I am very fortunate to be living in a city nestled in a lovely valley surrounded by mountains and forests. As our city encroaches further up the mountain it moves us ever closer to the habitat of the big horn sheep and deer who also call this home. In the spring and fall we often get black bears wandering down to the creek in the green space behind our street. We all live here together but it’s not always harmonious.
The other night we were driving home from a concert when the car in front of us suddenly hit the brakes as a deer jumped out in front of him. We stopped and asked if we could help. A call was made to the police and the conservation office and there really was nothing more anyone could do for the poor injured deer. It was clearly suffering. I found it painful to witness. I felt completely useless. Eventually help arrived and we carried on, but the image of the suffering deer remained with me.

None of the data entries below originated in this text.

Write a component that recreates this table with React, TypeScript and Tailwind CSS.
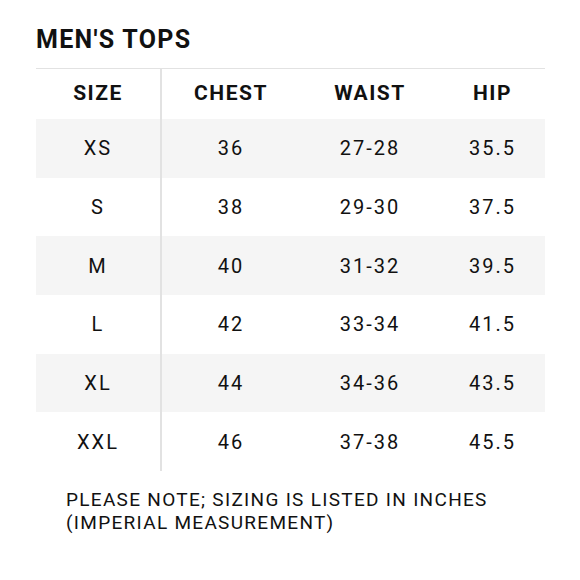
const rows = [
  { size: "XS", chest: "36", waist: "27-28", hip: "35.5" },
  { size: "S", chest: "38", waist: "29-30", hip: "37.5" },
  { size: "M", chest: "40", waist: "31-32", hip: "39.5" },
  { size: "L", chest: "42", waist: "33-34", hip: "41.5" },
  { size: "XL", chest: "44", waist: "34-36", hip: "43.5" },
  { size: "XXL", chest: "46", waist: "37-38", hip: "45.5" },
];

const App = () => {
  return (
    <div className="w-[580px] h-[580px] bg-white text-[#111] font-['Roboto',sans-serif] pl-[36px] pr-[35px] pt-[26px]">
      <h1 className="font-bold text-[25px] leading-[28px] tracking-[1.3px] h-[42px]">MEN'S TOPS</h1>

      <div className="border-t border-[#e2e2e2]">
        <div className="flex h-[50px] items-center font-bold text-[21px] tracking-[1.5px]">
          <div className="w-[126px] h-full flex items-center justify-center border-r-2 border-[#e2e2e2]">SIZE</div>
          <div className="w-[138px] text-center">CHEST</div>
          <div className="w-[140px] text-center">WAIST</div>
          <div className="flex-1 text-center">HIP</div>
        </div>

        {rows.map((row, i) => (
          <div key={row.size} className={`flex h-[58.7px] items-center text-[20px] tracking-[2px] ${i % 2 == 0 ? "bg-[#f5f5f5]" : "bg-white"}`}>
            <div className="w-[126px] h-full flex items-center justify-center border-r-2 border-[#e2e2e2]">{row.size}</div>
            <div className="w-[138px] text-center">{row.chest}</div>
            <div className="w-[140px] text-center">{row.waist}</div>
            <div className="flex-1 text-center">{row.hip}</div>
          </div>
        ))}
      </div>

      <p className="mt-[17px] ml-[30px] text-[19px] leading-[23px] tracking-[1.3px]">
        PLEASE NOTE; SIZING IS LISTED IN INCHES
        <br />
        (IMPERIAL MEASUREMENT)
      </p>
    </div>
  );
};

export default App;
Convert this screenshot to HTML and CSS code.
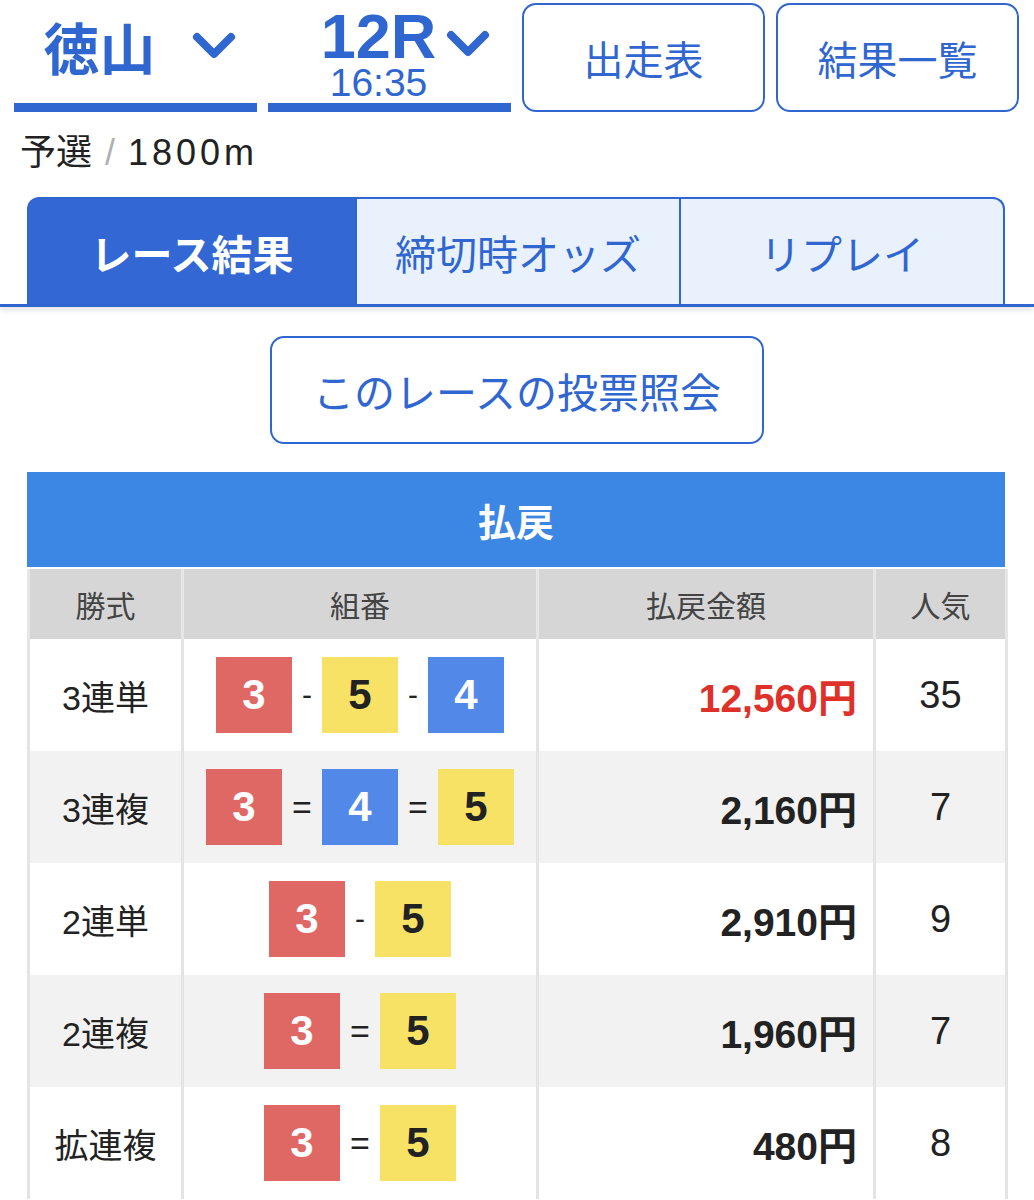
FILE: index.html
```html
<!DOCTYPE html>
<html lang="ja">
<head>
<meta charset="utf-8">
<link rel="stylesheet" href="styles.css">
</head>
<body>
<header class="topbar">
  <div class="select">
    <span class="venue">徳山</span>
    <svg class="chev" viewBox="0 0 44 28" width="44" height="28"><polyline points="5,5 22,22 39,5" fill="none" stroke="#2f66d0" stroke-width="8" stroke-linecap="round" stroke-linejoin="round"/></svg>
  </div>
  <div class="select race">
    <div class="racebox"><span class="rno">12R</span><span class="time">16:35</span></div>
    <svg class="chev" viewBox="0 0 44 28" width="44" height="28"><polyline points="5,5 22,22 39,5" fill="none" stroke="#2f66d0" stroke-width="8" stroke-linecap="round" stroke-linejoin="round"/></svg>
  </div>
  <a class="btn top">出走表</a>
  <a class="btn top">結果一覧</a>
</header>

<p class="meta">予選<span class="slash">/</span><span class="dist">1800m</span></p>

<nav class="tabwrap">
  <div class="tabs">
    <div class="tab active">レース結果</div>
    <div class="tab">締切時オッズ</div>
    <div class="tab">リプレイ</div>
  </div>
</nav>

<div class="inq"><a class="btn inqbtn">このレースの投票照会</a></div>

<section class="payout">
  <h2 class="ptitle">払戻</h2>
  <table class="ptable">
    <colgroup><col class="c1"><col class="c2"><col class="c3"><col class="c4"></colgroup>
    <thead>
      <tr><th>勝式</th><th>組番</th><th>払戻金額</th><th>人気</th></tr>
    </thead>
    <tbody>
      <tr>
        <td class="kind">3連単</td>
        <td><div class="combo"><span class="n n3">3</span><span class="sep">-</span><span class="n n5">5</span><span class="sep">-</span><span class="n n4">4</span></div></td>
        <td class="amt hit">12,560円</td>
        <td class="pop">35</td>
      </tr>
      <tr class="alt">
        <td class="kind">3連複</td>
        <td><div class="combo"><span class="n n3">3</span><span class="sep eq">=</span><span class="n n4">4</span><span class="sep eq">=</span><span class="n n5">5</span></div></td>
        <td class="amt">2,160円</td>
        <td class="pop">7</td>
      </tr>
      <tr>
        <td class="kind">2連単</td>
        <td><div class="combo"><span class="n n3">3</span><span class="sep">-</span><span class="n n5">5</span></div></td>
        <td class="amt">2,910円</td>
        <td class="pop">9</td>
      </tr>
      <tr class="alt">
        <td class="kind">2連複</td>
        <td><div class="combo"><span class="n n3">3</span><span class="sep eq">=</span><span class="n n5">5</span></div></td>
        <td class="amt">1,960円</td>
        <td class="pop">7</td>
      </tr>
      <tr>
        <td class="kind">拡連複</td>
        <td><div class="combo"><span class="n n3">3</span><span class="sep eq">=</span><span class="n n5">5</span></div></td>
        <td class="amt">480円</td>
        <td class="pop">8</td>
      </tr>
    </tbody>
  </table>
</section>
</body>
</html>
```

FILE: styles.css
```css
* { box-sizing: border-box; }
html, body { margin: 0; padding: 0; background: #fff; }
body {
  font-family: "Liberation Sans", "Noto Sans CJK JP", sans-serif;
  color: #222;
  width: 1034px;
  overflow: hidden;
}

.topbar {
  display: flex;
  gap: 11px;
  padding: 3px 15px 0 14px;
  height: 112px;
}
.select {
  width: 243px;
  height: 109px;
  border-bottom: 9px solid #2f66d0;
  display: flex;
  align-items: center;
  justify-content: center;
  gap: 36px;
  padding-left: 8px;
  color: #2f66d0;
}
.venue {
  font-family: "Noto Sans CJK JP", sans-serif;
  font-weight: 700;
  font-size: 56px;
  line-height: 1;
  margin-top: -14px;
}
.select .chev { margin-top: -14px; }
.select.race { gap: 10px; padding-left: 32px; }
.racebox {
  display: flex;
  flex-direction: column;
  align-items: center;
  margin-top: 0;
}
.rno { font-weight: 700; font-size: 63px; line-height: 60px; }
.time { font-size: 39px; line-height: 34px; }
.race .chev { margin-top: -18px; }

.btn {
  display: flex;
  align-items: center;
  justify-content: center;
  border: 2px solid #2f66d0;
  border-radius: 14px;
  color: #2f66d0;
  font-family: "Noto Sans CJK JP", sans-serif;
  background: #fff;
}
.btn.top {
  width: 243px;
  height: 109px;
  font-size: 40px;
}

.meta {
  margin: 0;
  padding: 19px 0 0 20px;
  height: 85px;
  font-size: 36px;
  line-height: 44px;
  color: #222;
}
.dist { letter-spacing: 4px; }
.slash { color: #b0b0b0; margin: 0 13px; font-weight: 300; }

.tabwrap {
  border-bottom: 3px solid #2f66d0;
  box-shadow: 0 4px 5px rgba(0, 0, 0, 0.09);
  padding: 0 29px 0 27px;
}
.tabs {
  display: grid;
  grid-template-columns: 330px 324px 324px;
  height: 107px;
}
.tab {
  display: flex;
  align-items: center;
  justify-content: center;
  font-family: "Noto Sans CJK JP", sans-serif;
  font-size: 41px;
  color: #2f66d0;
  background: #e9f1fc;
  border: 2px solid #2f66d0;
  border-bottom: none;
  border-left: none;
}
.tab:first-child { border-left: 2px solid #2f66d0; border-top-left-radius: 12px; }
.tab:last-child { border-top-right-radius: 12px; }
.tab.active {
  background: #3367d4;
  color: #fff;
  font-weight: 700;
}

.inq {
  display: flex;
  justify-content: center;
  padding: 29px 0 28px 0;
}
.inqbtn {
  width: 494px;
  height: 108px;
  font-size: 41px;
}

.payout { margin: 0 29px 0 27px; }
.ptitle {
  margin: 0;
  height: 95px;
  background: #3c87e3;
  color: #fff;
  font-family: "Noto Sans CJK JP", sans-serif;
  font-size: 38px;
  font-weight: 700;
  display: flex;
  align-items: center;
  justify-content: center;
}
.ptable {
  width: 978px;
  border-collapse: collapse;
  table-layout: fixed;
  margin-top: 2px;
}
.c1 { width: 154px; }
.c2 { width: 355px; }
.c3 { width: 337px; }
.c4 { width: 132px; }
.ptable th, .ptable td {
  border-left: 3px solid #e4e4e4;
  border-right: 3px solid #e4e4e4;
  padding: 0;
}
.ptable th {
  height: 70px;
  background: #d6d6d6;
  color: #444;
  font-family: "Noto Sans CJK JP", sans-serif;
  font-size: 30px;
  font-weight: 400;
  border-color: #e6e6e6;
}
.ptable td {
  height: 112px;
  text-align: center;
  vertical-align: middle;
}
.ptable tr.alt td { background: #f2f2f2; }
.kind { font-size: 34px; color: #222; }
.combo {
  display: flex;
  justify-content: center;
  align-items: center;
  gap: 10px;
}
.n {
  width: 76px;
  height: 76px;
  display: flex;
  align-items: center;
  justify-content: center;
  font-size: 42px;
  font-weight: 700;
}
.n3 { background: #e06864; color: #fff; }
.n4 { background: #5288e8; color: #fff; }
.n5 { background: #f7e266; color: #222; }
.sep { font-size: 30px; color: #222; width: 10px; text-align: center; }
.sep.eq { width: 20px; font-size: 34px; }
.amt {
  text-align: right !important;
  padding-right: 16px !important;
  font-size: 39px;
  font-weight: 700;
  color: #222;
}
.amt.hit { color: #e0302a; }
.pop { font-size: 38px; color: #222; }
```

The next day I mentioned it to my sister who told me her own deer story. Apparently it happened several years ago as she and my brother-in-law were driving home one night from their son’s basketball game. My nephew and his friend were in the jeep in front of them when they suddenly hit a deer. Everyone jumped out of their vehicles and before they could think what to do, my nephew’s friend pulled a hunting knife out of his jeep and ended the deer’s suffering by slitting its throat! My sister said they knew he was a skilled hunter but they were absolutely stunned by his action. It was an image they didn’t soon forget. Begging the question, which is worse, watching an animal suffer of watching it die?